# Information supplied:
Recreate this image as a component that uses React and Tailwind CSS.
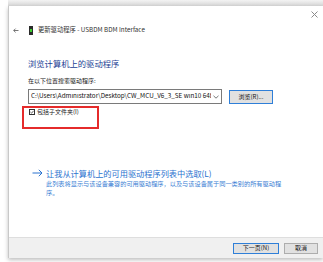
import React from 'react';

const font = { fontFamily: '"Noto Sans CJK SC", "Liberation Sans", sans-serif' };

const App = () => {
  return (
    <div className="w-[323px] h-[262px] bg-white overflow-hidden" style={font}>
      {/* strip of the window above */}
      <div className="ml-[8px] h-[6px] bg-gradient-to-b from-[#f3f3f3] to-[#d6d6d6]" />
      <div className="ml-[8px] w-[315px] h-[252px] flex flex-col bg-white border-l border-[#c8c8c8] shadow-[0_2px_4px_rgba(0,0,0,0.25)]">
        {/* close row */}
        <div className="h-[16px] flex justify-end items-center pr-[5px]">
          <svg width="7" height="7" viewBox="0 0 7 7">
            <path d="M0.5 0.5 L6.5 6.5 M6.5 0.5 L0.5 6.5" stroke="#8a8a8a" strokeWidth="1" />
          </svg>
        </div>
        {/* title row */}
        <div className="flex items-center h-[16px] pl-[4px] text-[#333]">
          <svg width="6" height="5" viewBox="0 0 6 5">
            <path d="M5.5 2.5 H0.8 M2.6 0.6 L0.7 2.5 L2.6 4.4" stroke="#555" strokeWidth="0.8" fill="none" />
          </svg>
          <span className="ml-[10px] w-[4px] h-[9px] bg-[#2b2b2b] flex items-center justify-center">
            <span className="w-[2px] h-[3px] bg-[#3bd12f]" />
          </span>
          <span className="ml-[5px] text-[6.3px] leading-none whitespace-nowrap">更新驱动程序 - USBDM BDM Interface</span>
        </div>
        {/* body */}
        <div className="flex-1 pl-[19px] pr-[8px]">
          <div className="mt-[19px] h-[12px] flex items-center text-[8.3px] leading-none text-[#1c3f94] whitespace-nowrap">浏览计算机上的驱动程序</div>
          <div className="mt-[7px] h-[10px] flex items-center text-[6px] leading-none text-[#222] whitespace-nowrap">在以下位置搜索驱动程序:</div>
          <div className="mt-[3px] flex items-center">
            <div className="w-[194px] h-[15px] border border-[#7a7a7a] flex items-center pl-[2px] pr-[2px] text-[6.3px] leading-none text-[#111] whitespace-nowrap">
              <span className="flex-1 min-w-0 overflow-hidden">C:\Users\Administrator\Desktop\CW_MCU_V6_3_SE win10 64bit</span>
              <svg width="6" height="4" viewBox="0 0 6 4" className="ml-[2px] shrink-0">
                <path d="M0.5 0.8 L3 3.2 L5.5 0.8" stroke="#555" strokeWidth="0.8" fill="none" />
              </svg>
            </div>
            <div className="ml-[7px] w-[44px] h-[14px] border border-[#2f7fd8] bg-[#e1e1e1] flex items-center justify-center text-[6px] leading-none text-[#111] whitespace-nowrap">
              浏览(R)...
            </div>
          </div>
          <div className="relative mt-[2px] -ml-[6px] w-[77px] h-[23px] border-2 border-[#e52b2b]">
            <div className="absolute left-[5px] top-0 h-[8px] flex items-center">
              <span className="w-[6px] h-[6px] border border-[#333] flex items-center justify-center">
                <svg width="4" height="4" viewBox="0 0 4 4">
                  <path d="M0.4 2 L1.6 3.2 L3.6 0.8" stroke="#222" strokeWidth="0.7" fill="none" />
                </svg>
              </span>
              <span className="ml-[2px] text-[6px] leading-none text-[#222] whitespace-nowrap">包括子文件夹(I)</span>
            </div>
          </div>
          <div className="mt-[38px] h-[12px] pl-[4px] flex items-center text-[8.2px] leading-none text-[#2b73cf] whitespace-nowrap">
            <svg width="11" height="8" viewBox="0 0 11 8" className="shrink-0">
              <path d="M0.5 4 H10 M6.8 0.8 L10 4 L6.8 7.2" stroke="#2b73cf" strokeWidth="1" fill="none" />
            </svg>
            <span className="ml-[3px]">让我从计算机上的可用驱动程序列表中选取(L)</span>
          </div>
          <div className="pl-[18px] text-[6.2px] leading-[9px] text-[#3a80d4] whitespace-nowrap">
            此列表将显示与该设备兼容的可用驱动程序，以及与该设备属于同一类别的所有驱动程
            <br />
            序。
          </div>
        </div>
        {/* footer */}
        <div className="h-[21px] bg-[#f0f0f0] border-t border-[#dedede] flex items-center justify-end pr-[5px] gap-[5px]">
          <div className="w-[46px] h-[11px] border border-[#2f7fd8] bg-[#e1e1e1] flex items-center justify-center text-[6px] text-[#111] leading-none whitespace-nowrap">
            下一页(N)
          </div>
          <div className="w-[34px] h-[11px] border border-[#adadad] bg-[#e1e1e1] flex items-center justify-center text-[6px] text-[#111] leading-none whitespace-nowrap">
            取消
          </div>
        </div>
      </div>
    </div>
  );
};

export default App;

# The task:
The pictures should not be reproduced; quote all of the other material exactly.

# Written response:
Recreate this image as a component that uses React and Tailwind CSS.
import React from 'react';

const font = { fontFamily: '"Noto Sans CJK SC", "Liberation Sans", sans-serif' };

const App = () => {
  return (
    <div className="w-[323px] h-[262px] bg-white overflow-hidden" style={font}>
      {/* strip of the window above */}
      <div className="ml-[8px] h-[6px] bg-gradient-to-b from-[#f3f3f3] to-[#d6d6d6]" />
      <div className="ml-[8px] w-[315px] h-[252px] flex flex-col bg-white border-l border-[#c8c8c8] shadow-[0_2px_4px_rgba(0,0,0,0.25)]">
        {/* close row */}
        <div className="h-[16px] flex justify-end items-center pr-[5px]">
          <svg width="7" height="7" viewBox="0 0 7 7">
            <path d="M0.5 0.5 L6.5 6.5 M6.5 0.5 L0.5 6.5" stroke="#8a8a8a" strokeWidth="1" />
          </svg>
        </div>
        {/* title row */}
        <div className="flex items-center h-[16px] pl-[4px] text-[#333]">
          <svg width="6" height="5" viewBox="0 0 6 5">
            <path d="M5.5 2.5 H0.8 M2.6 0.6 L0.7 2.5 L2.6 4.4" stroke="#555" strokeWidth="0.8" fill="none" />
          </svg>
          <span className="ml-[10px] w-[4px] h-[9px] bg-[#2b2b2b] flex items-center justify-center">
            <span className="w-[2px] h-[3px] bg-[#3bd12f]" />
          </span>
          <span className="ml-[5px] text-[6.3px] leading-none whitespace-nowrap">更新驱动程序 - USBDM BDM Interface</span>
        </div>
        {/* body */}
        <div className="flex-1 pl-[19px] pr-[8px]">
          <div className="mt-[19px] h-[12px] flex items-center text-[8.3px] leading-none text-[#1c3f94] whitespace-nowrap">浏览计算机上的驱动程序</div>
          <div className="mt-[7px] h-[10px] flex items-center text-[6px] leading-none text-[#222] whitespace-nowrap">在以下位置搜索驱动程序:</div>
          <div className="mt-[3px] flex items-center">
            <div className="w-[194px] h-[15px] border border-[#7a7a7a] flex items-center pl-[2px] pr-[2px] text-[6.3px] leading-none text-[#111] whitespace-nowrap">
              <span className="flex-1 min-w-0 overflow-hidden">C:\Users\Administrator\Desktop\CW_MCU_V6_3_SE win10 64bit</span>
              <svg width="6" height="4" viewBox="0 0 6 4" className="ml-[2px] shrink-0">
                <path d="M0.5 0.8 L3 3.2 L5.5 0.8" stroke="#555" strokeWidth="0.8" fill="none" />
              </svg>
            </div>
            <div className="ml-[7px] w-[44px] h-[14px] border border-[#2f7fd8] bg-[#e1e1e1] flex items-center justify-center text-[6px] leading-none text-[#111] whitespace-nowrap">
              浏览(R)...
            </div>
          </div>
          <div className="relative mt-[2px] -ml-[6px] w-[77px] h-[23px] border-2 border-[#e52b2b]">
            <div className="absolute left-[5px] top-0 h-[8px] flex items-center">
              <span className="w-[6px] h-[6px] border border-[#333] flex items-center justify-center">
                <svg width="4" height="4" viewBox="0 0 4 4">
                  <path d="M0.4 2 L1.6 3.2 L3.6 0.8" stroke="#222" strokeWidth="0.7" fill="none" />
                </svg>
              </span>
              <span className="ml-[2px] text-[6px] leading-none text-[#222] whitespace-nowrap">包括子文件夹(I)</span>
            </div>
          </div>
          <div className="mt-[38px] h-[12px] pl-[4px] flex items-center text-[8.2px] leading-none text-[#2b73cf] whitespace-nowrap">
            <svg width="11" height="8" viewBox="0 0 11 8" className="shrink-0">
              <path d="M0.5 4 H10 M6.8 0.8 L10 4 L6.8 7.2" stroke="#2b73cf" strokeWidth="1" fill="none" />
            </svg>
            <span className="ml-[3px]">让我从计算机上的可用驱动程序列表中选取(L)</span>
          </div>
          <div className="pl-[18px] text-[6.2px] leading-[9px] text-[#3a80d4] whitespace-nowrap">
            此列表将显示与该设备兼容的可用驱动程序，以及与该设备属于同一类别的所有驱动程
            <br />
            序。
          </div>
        </div>
        {/* footer */}
        <div className="h-[21px] bg-[#f0f0f0] border-t border-[#dedede] flex items-center justify-end pr-[5px] gap-[5px]">
          <div className="w-[46px] h-[11px] border border-[#2f7fd8] bg-[#e1e1e1] flex items-center justify-center text-[6px] text-[#111] leading-none whitespace-nowrap">
            下一页(N)
          </div>
          <div className="w-[34px] h-[11px] border border-[#adadad] bg-[#e1e1e1] flex items-center justify-center text-[6px] text-[#111] leading-none whitespace-nowrap">
            取消
          </div>
        </div>
      </div>
    </div>
  );
};

export default App;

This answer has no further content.